» **Supplied material**:

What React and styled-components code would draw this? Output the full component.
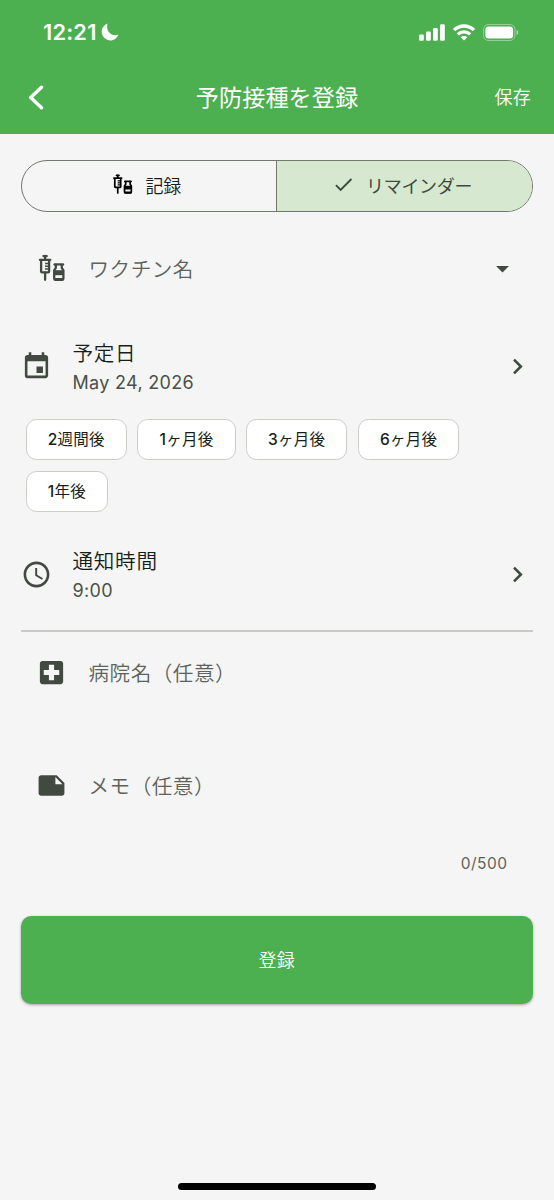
import React, { useState } from "react";
import styled, { createGlobalStyle } from "styled-components";
import {
  MdAccessTime,
  MdArrowDropDown,
  MdCheck,
  MdChevronRight,
  MdEvent,
  MdLocalHospital,
  MdNote,
} from "react-icons/md";

const GlobalStyle = createGlobalStyle`
  * {
    box-sizing: border-box;
  }

  body {
    margin: 0;
    background: #f5f5f5;
    font-family: Inter, "Noto Sans CJK JP", sans-serif;
    color: #181d18;
  }

  button {
    font-family: inherit;
    cursor: pointer;
  }
`;

const Screen = styled.div`
  display: flex;
  flex-direction: column;
  width: 554px;
  height: 1200px;
  background: #f5f5f5;
  overflow: hidden;
`;

const Header = styled.header`
  height: 133.5px;
  background: #4caf50;
  color: #ffffff;
`;

const StatusBar = styled.div`
  display: flex;
  justify-content: space-between;
  align-items: center;
  height: 62px;
  padding: 2px 35px 0 43px;
`;

const Clock = styled.div`
  display: flex;
  align-items: center;
  gap: 4px;
  font-size: 21.8px;
  font-weight: 600;
  letter-spacing: 0.2px;
`;

const StatusIcons = styled.div`
  display: flex;
  align-items: center;
  gap: 8px;
`;

const NavBar = styled.div`
  display: grid;
  grid-template-columns: 100px 1fr 100px;
  align-items: center;
  height: 71px;
`;

const BackButton = styled.button`
  display: flex;
  padding: 0 0 0 28px;
  border: none;
  background: none;
  color: inherit;
`;

const Title = styled.h1`
  margin: 0;
  font-size: 23.2px;
  font-weight: 400;
  line-height: 32px;
  text-align: center;
`;

const SaveButton = styled.button`
  padding: 0 23px 3px 0;
  border: none;
  background: none;
  color: inherit;
  font-size: 18px;
  font-weight: 350;
  letter-spacing: 0.3px;
  text-align: right;
`;

const Form = styled.main`
  flex: 1;
  display: flex;
  flex-direction: column;
  padding: 26px 21px 0 20.5px;
`;

const Segments = styled.div`
  display: flex;
  height: 52px;
  border: 1.3px solid #727970;
  border-radius: 26px;
  overflow: hidden;
`;

const Segment = styled.button`
  flex: 1;
  display: flex;
  justify-content: center;
  align-items: center;
  gap: 11px;
  padding: 0 5px 2px 0;
  border: none;
  border-left: ${(props) => (props.$divided ? "1px solid #727970" : "none")};
  background: ${(props) => (props.$active ? "#d6e8d0" : "transparent")};
  color: ${(props) => (props.$active ? "#3f4a3f" : "#181d18")};
  font-size: 18px;
  font-weight: ${(props) => (props.$active ? 400 : 350)};
  letter-spacing: ${(props) => (props.$active ? "-0.3px" : "0")};
`;

const Field = styled.div`
  display: flex;
  align-items: center;
  height: 31px;
  margin-top: ${(props) => props.$top}px;
  padding: 0 15.5px;
  color: #414941;
`;

const FieldLabel = styled.span`
  flex: 1;
  margin-left: 21.5px;
  padding-bottom: 1px;
  color: #5c635a;
  font-size: 20.6px;
  font-weight: 350;
  letter-spacing: 0.5px;
`;

const Row = styled.div`
  display: flex;
  align-items: center;
  height: 60px;
  margin-top: ${(props) => props.$top}px;
  color: #414941;
`;

const RowText = styled.div`
  flex: 1;
  margin-left: 21px;
`;

const RowTitle = styled.div`
  padding-top: 1px;
  color: #181d18;
  font-size: 20.6px;
  font-weight: 350;
  letter-spacing: 0.7px;
  line-height: 30px;
`;

const RowValue = styled.div`
  color: #4a5149;
  font-size: 18px;
  letter-spacing: 0.32px;
  line-height: 27px;
`;

const Chips = styled.div`
  display: flex;
  flex-wrap: wrap;
  gap: 11px 10.3px;
  margin-top: 22px;
  padding: 0 5px;
`;

const Chip = styled.button`
  height: 41px;
  padding: 1px 21.2px 0;
  border: 1.3px solid #cacdc5;
  border-radius: 10.5px;
  background: #ffffff;
  color: #181d18;
  font-size: 15.5px;
  font-weight: 400;
  letter-spacing: 0.25px;
  line-height: 20px;
`;

const ChipCount = styled.span`
  font-weight: 500;
`;

const Divider = styled.hr`
  width: 100%;
  height: 1.5px;
  margin: 25.5px 0 0;
  border: none;
  background: #c8cbc4;
`;

const Counter = styled.div`
  margin-top: 53px;
  padding-right: 25.5px;
  color: #5c635a;
  font-size: 15.5px;
  letter-spacing: 0.5px;
  line-height: 20px;
  text-align: right;
`;

const SubmitButton = styled.button`
  height: 88px;
  margin-top: 41.5px;
  padding: 0 0 2px;
  border: none;
  border-radius: 10.5px;
  background: #4caf50;
  box-shadow: 0 1px 3px rgba(0, 0, 0, 0.35);
  color: #ffffff;
  font-size: 18px;
  font-weight: 350;
  letter-spacing: 0.2px;
`;

const HomeIndicator = styled.div`
  width: 198px;
  height: 6.5px;
  margin: 0 auto 10.5px;
  border-radius: 4px;
  background: #000000;
`;

const intervals = [
  { count: 2, unit: "週間後" },
  { count: 1, unit: "ヶ月後" },
  { count: 3, unit: "ヶ月後" },
  { count: 6, unit: "ヶ月後" },
  { count: 1, unit: "年後" },
];

const MoonIcon = () => (
  <svg width="18" height="18" viewBox="0 0 18 18" fill="currentColor">
    <path d="M6.6 0.6A8.6 8.6 0 1 0 17.4 11.6C11.5 14 4.2 8.5 6.6 0.6Z" />
  </svg>
);

const SignalIcon = () => (
  <svg width="26" height="17" viewBox="0 0 26 17" fill="currentColor">
    <rect x="0" y="10.5" width="4.8" height="6.3" rx="1.3" />
    <rect x="7" y="7.6" width="4.8" height="9.2" rx="1.3" />
    <rect x="14" y="4" width="4.8" height="12.8" rx="1.3" />
    <rect x="21" y="0.2" width="4.8" height="16.6" rx="1.3" />
  </svg>
);

const WifiIcon = () => (
  <svg width="22" height="17" viewBox="0 0 22 17" fill="none" stroke="currentColor" strokeWidth="3.3">
    <path d="M1.1 6.1A14 14 0 0 1 20.9 6.1" />
    <path d="M4.8 10.4A8.7 8.7 0 0 1 17.2 10.4" />
    <path d="M11 16.5L7.6 13.3A4.8 4.8 0 0 1 14.4 13.3Z" fill="currentColor" stroke="none" />
  </svg>
);

const BatteryIcon = () => (
  <svg width="36" height="17" viewBox="0 0 36 17" fill="none">
    <rect x="0.5" y="0.5" width="31.5" height="16" rx="5" stroke="#ffffff" strokeOpacity="0.4" />
    <rect x="2.4" y="2.4" width="27.7" height="12.2" rx="3.3" fill="#ffffff" />
    <path d="M33.5 6V11C35.8 10 35.8 7 33.5 6Z" fill="#ffffff" fillOpacity="0.5" />
  </svg>
);

const BackIcon = () => (
  <svg width="17" height="26" viewBox="0 0 17 26" fill="none">
    <path
      d="M13.5 2.2L2.7 12.5L13.5 22.8"
      stroke="currentColor"
      strokeWidth="3.4"
      strokeLinecap="round"
      strokeLinejoin="round"
    />
  </svg>
);

const VaccineIcon = ({ size, color = "currentColor" }) => (
  <svg width={size} height={size} viewBox="0 0 31 31" fill="none" stroke={color} strokeWidth="2.3">
    {/* syringe */}
    <path d="M7.4 3.1H10.8M9.1 3V7M3.9 6.8H14.3" strokeLinecap="round" />
    <path d="M5.1 7V18.6Q5.1 19.4 5.9 19.4H12.3Q13.1 19.4 13.1 18.6V7" />
    <path d="M9 10.6H13M9 13.3H13M9 16H13" strokeWidth="1.5" />
    <path d="M9.1 19.6V26.8" strokeLinecap="round" />
    {/* vial */}
    <path d="M18.6 11.4H27" strokeWidth="2.4" strokeLinecap="round" />
    <path d="M19.8 12V15L18.2 17.4V25.6Q18.2 26.8 19.4 26.8H26.2Q27.4 26.8 27.4 25.6V17.4L25.8 15V12" />
    <path d="M18.2 17.2H27.4V22.2H18.2Z" fill={color} stroke="none" />
    <path d="M18.2 26.3H27.4" strokeWidth="2.6" />
  </svg>
);

export default function App() {
  const [mode, setMode] = useState("reminder");

  return (
    <>
      <GlobalStyle />
      <Screen>
        <Header>
          <StatusBar>
            <Clock>
              12:21
              <MoonIcon />
            </Clock>
            <StatusIcons>
              <SignalIcon />
              <WifiIcon />
              <BatteryIcon />
            </StatusIcons>
          </StatusBar>
          <NavBar>
            <BackButton>
              <BackIcon />
            </BackButton>
            <Title>予防接種を登録</Title>
            <SaveButton>保存</SaveButton>
          </NavBar>
        </Header>
        <Form>
          <Segments>
            <Segment $active={mode === "record"} onClick={() => setMode("record")}>
              {mode === "record" ? <MdCheck size={23} /> : <VaccineIcon size={23} color="#000000" />}
              記録
            </Segment>
            <Segment $divided $active={mode === "reminder"} onClick={() => setMode("reminder")}>
              {mode === "reminder" && <MdCheck size={23} />}
              リマインダー
            </Segment>
          </Segments>
          <Field $top={41}>
            <VaccineIcon size={31} />
            <FieldLabel>ワクチン名</FieldLabel>
            <MdArrowDropDown size={31} />
          </Field>
          <Row $top={53}>
            <MdEvent size={31} />
            <RowText>
              <RowTitle>予定日</RowTitle>
              <RowValue>May 24, 2026</RowValue>
            </RowText>
            <MdChevronRight size={31} />
          </Row>
          <Chips>
            {intervals.map(({ count, unit }) => (
              <Chip key={count + unit}>
                <ChipCount>{count}</ChipCount>
                {unit}
              </Chip>
            ))}
          </Chips>
          <Row $top={33}>
            <MdAccessTime size={31} />
            <RowText>
              <RowTitle>通知時間</RowTitle>
              <RowValue>9:00</RowValue>
            </RowText>
            <MdChevronRight size={31} />
          </Row>
          <Divider />
          <Field $top={25}>
            <MdLocalHospital size={31} />
            <FieldLabel>病院名（任意）</FieldLabel>
          </Field>
          <Field $top={82.5}>
            <MdNote size={31} />
            <FieldLabel>メモ（任意）</FieldLabel>
          </Field>
          <Counter>0/500</Counter>
          <SubmitButton>登録</SubmitButton>
        </Form>
        <HomeIndicator />
      </Screen>
    </>
  );
}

» **Your goal**:
Search the lines for the string "components" and copy every line that has it.

» **Result for this exercise**:
What React and styled-components code would draw this? Output the full component.
import styled, { createGlobalStyle } from "styled-components";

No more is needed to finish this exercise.